Et cependant, la rémunération de ces travailleurs, bien que très améliorée par la prospérité générale du pays est à peine le tiers de celle des Blancs. Ils n’ont aucun droit politique ce qui n’empêche pas un afflux constant de main-d’œuvre des territoires voisins. Ce pays où l’indigène n’est pas citoyen, l’attire et il y demeure. La ségrégation y est pourtant absolue et de plus en plus strictement appliquée. En même temps, le Gouvernement Sud-africain multiplie, à l’égard des Noirs, les mesures d’hygiène et d’habitat auxquelles il consacre une part considérable de son budget. Quand on lui reproche sa politique, il répond « nous préférons cela à Little Rock ». Ce qui n’empêche pas les choses d’aller parfois jusqu’à l’émeute et à la répression. Dans l’ensemble toutefois, la paix sociale y est au moins aussi assurée qu’en n’importe quel pays civilisé et depuis des années aucune grève étendue n’a éclaté.

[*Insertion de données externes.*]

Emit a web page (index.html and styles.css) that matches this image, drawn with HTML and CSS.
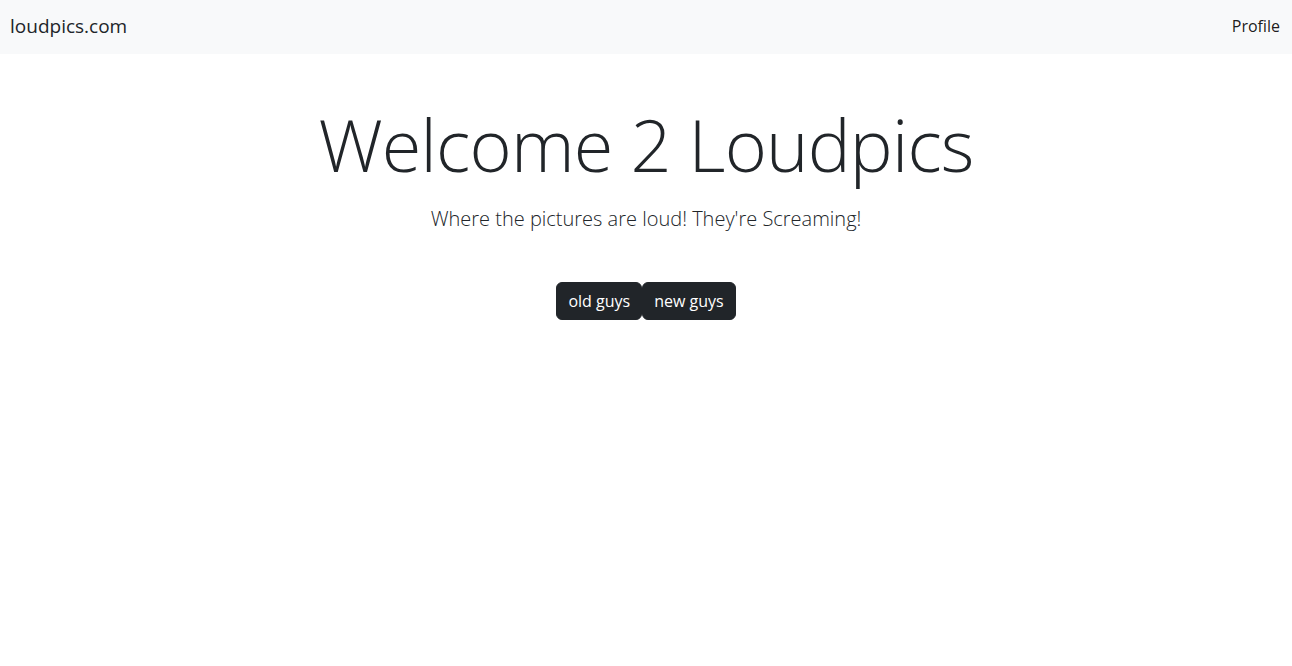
FILE: index.html
```html
<!DOCTYPE html>
<html lang="en">
<head>
<meta charset="utf-8">
<title>loudpics.com</title>
<link rel="stylesheet" href="styles.css">
</head>
<body>
<nav class="navbar">
  <a class="brand" href="#">loudpics.com</a>
  <a class="nav-link" href="#">Profile</a>
</nav>
<main class="hero">
  <h1 class="display">Welcome 2 Loudpics</h1>
  <p class="lead">Where the pictures are loud! They're Screaming!</p>
  <div class="actions">
    <button class="btn">old guys</button>
    <button class="btn">new guys</button>
  </div>
</main>
</body>
</html>
```

FILE: styles.css
```css
* { box-sizing: border-box; }
html, body { margin: 0; padding: 0; }
body {
  font-family: "Open Sans", "Noto Sans", sans-serif;
  color: #212529;
  background: #fff;
  font-size: 16px;
  line-height: 1.5;
}
.navbar {
  height: 54px;
  background: #f8f9fa;
  display: flex;
  align-items: center;
  justify-content: space-between;
  padding: 0 12px 2px 10px;
}
.brand {
  font-size: 19px;
  color: #212529;
  text-decoration: none;
}
.nav-link {
  font-size: 16px;
  color: rgba(0,0,0,.9);
  text-decoration: none;
}
.hero {
  display: flex;
  flex-direction: column;
  align-items: center;
  padding-top: 42px;
}
.display {
  margin: 0;
  font-size: 72px;
  font-weight: 300;
  line-height: 96px;
  letter-spacing: -0.8px;
}
.lead {
  margin: 12px 0 0;
  font-size: 20px;
  font-weight: 300;
  line-height: 30px;
}
.actions {
  display: flex;
  margin-top: 48px;
}
.btn {
  font-family: inherit;
  font-size: 16px;
  line-height: 24px;
  padding: 6px 11px;
  color: #fff;
  background: #212529;
  border: 1px solid #212529;
  border-radius: 6px;
  cursor: pointer;
}
```
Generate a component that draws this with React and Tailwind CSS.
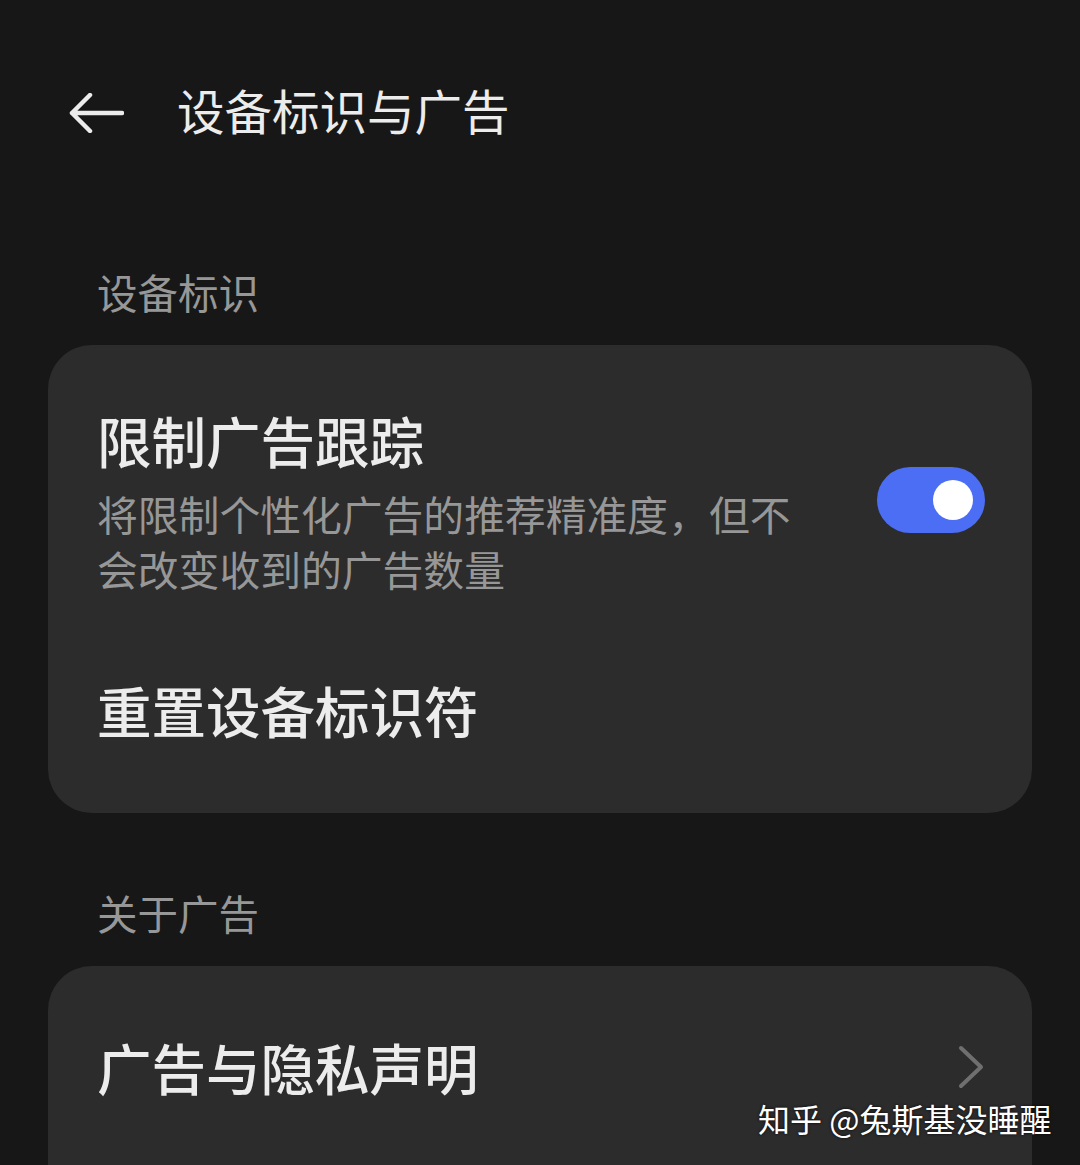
export default function App() {
  const font = { fontFamily: '"Noto Sans CJK SC", "Noto Sans", sans-serif' };
  return (
    <div style={font} className="relative w-[1080px] h-[1165px] overflow-hidden bg-[#171717] text-[#ececec]">
      {/* Header */}
      <div className="flex items-center h-[56px] mt-[82px]">
        <svg className="ml-[68px] mt-[6px]" width="56" height="40" viewBox="0 0 56 40" fill="none">
          <path d="M54 20H4M22 2L4 20l18 18" stroke="#ececec" strokeWidth="4.5" strokeLinecap="round" strokeLinejoin="round" />
        </svg>
        <div className="ml-[53px] text-[47.5px] leading-[56px]">设备标识与广告</div>
      </div>

      {/* Section 1 */}
      <div className="mt-[130px] ml-[97px] text-[40.5px] leading-[48px] text-[#979797]">设备标识</div>
      <div className="mt-[29px] mx-[48px] w-[984px] rounded-[44px] bg-[#2c2c2c] pt-[63px] pb-[71px] px-[49px]">
        <div className="flex items-center justify-between">
          <div>
            <div className="text-[54.5px] leading-[64px] font-medium">限制广告跟踪</div>
            <div className="mt-[14px] w-[705px] text-[40.8px] leading-[55px] text-[#979797]">
              将限制个性化广告的推荐精准度，但不会改变收到的广告数量
            </div>
          </div>
          <div className="mr-[-2px] mb-[4px] w-[108px] h-[66px] rounded-full bg-[#4b6ef5] flex items-center justify-end pr-[12px]">
            <div className="w-[40px] h-[40px] rounded-full bg-white" />
          </div>
        </div>
        <div className="mt-[82px] text-[54.5px] leading-[64px] font-medium">重置设备标识符</div>
      </div>

      {/* Section 2 */}
      <div className="mt-[76px] ml-[97px] text-[40.5px] leading-[48px] text-[#979797]">关于广告</div>
      <div className="mt-[29px] mx-[48px] w-[984px] h-[260px] rounded-[44px] bg-[#2c2c2c] pt-[69px] px-[49px]">
        <div className="flex items-center justify-between">
          <div className="text-[54.5px] leading-[64px] font-medium">广告与隐私声明</div>
          <svg className="mr-[-3px]" width="30" height="44" viewBox="0 0 30 44" fill="none">
            <path d="M5 3l20 19L5 41" stroke="#6f6f6f" strokeWidth="4" strokeLinecap="round" strokeLinejoin="round" />
          </svg>
        </div>
      </div>

      {/* Watermark */}
      <div className="absolute left-[758px] top-[1096px] text-[32px] leading-[44px] text-white whitespace-nowrap [text-shadow:0_0_3px_rgba(0,0,0,0.9)]">
        知乎 @兔斯基没睡醒
      </div>
    </div>
  );
}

Qu’on ne croie pas que nous faisons ici l’apologie de la ségrégation raciale ; nous rapportons les faits, rien de plus. Ils disent qu’il y a des situations inextricables qui peuvent être maintenues, tant bien que mal, par des méthodes différentes, et que si elles sont toutes déplorables, elles ne peuvent être condamnées sans réflexion.
En Pologne
Deux faits à signaler de l’autre côté du rideau de fer. En Pologne, Gomulka a donné le coup de grâce aux conquêtes d’octobre 1956 qu’il avait appuyées et par lesquelles il s’était rendu populaire et avait pu se maintenir, malgré l’hostilité russe. Elles concernent les Conseils d’ouvriers dans les usines et le droit de grève. Désormais, le régime reviendra au modèle soviétique ; les Conseils d’ouvriers, sans être théoriquement dissous, seront soumis au parti et la grève considérée comme un attentat à la légalité socialiste. Cette grave décision fait suite au voyage de Krouchtchev en Hongrie ; l’accueil a été plutôt froid. Il avait dit aux ouvriers de Dunapentele, alias Stalinvaroe, qu’en cas de révolte l’Armée rouge n’irait plus au secours des travailleurs. Ceux-ci ont pris la plaisanterie comme une injure et Krouchtchev, qui feignait d’être aimable, a déclaré ensuite que les divisions soviétiques étaient toujours prêtes à écraser la « contre révolution ». On s’en doutait. Toujours à propos de Krouchtchev, les spécialistes persistent à croire que l’opposition en U.R.S.S. le guette, et que son pouvoir demeure fragile. Nous leur laissons désormais la responsabilité de leurs présages.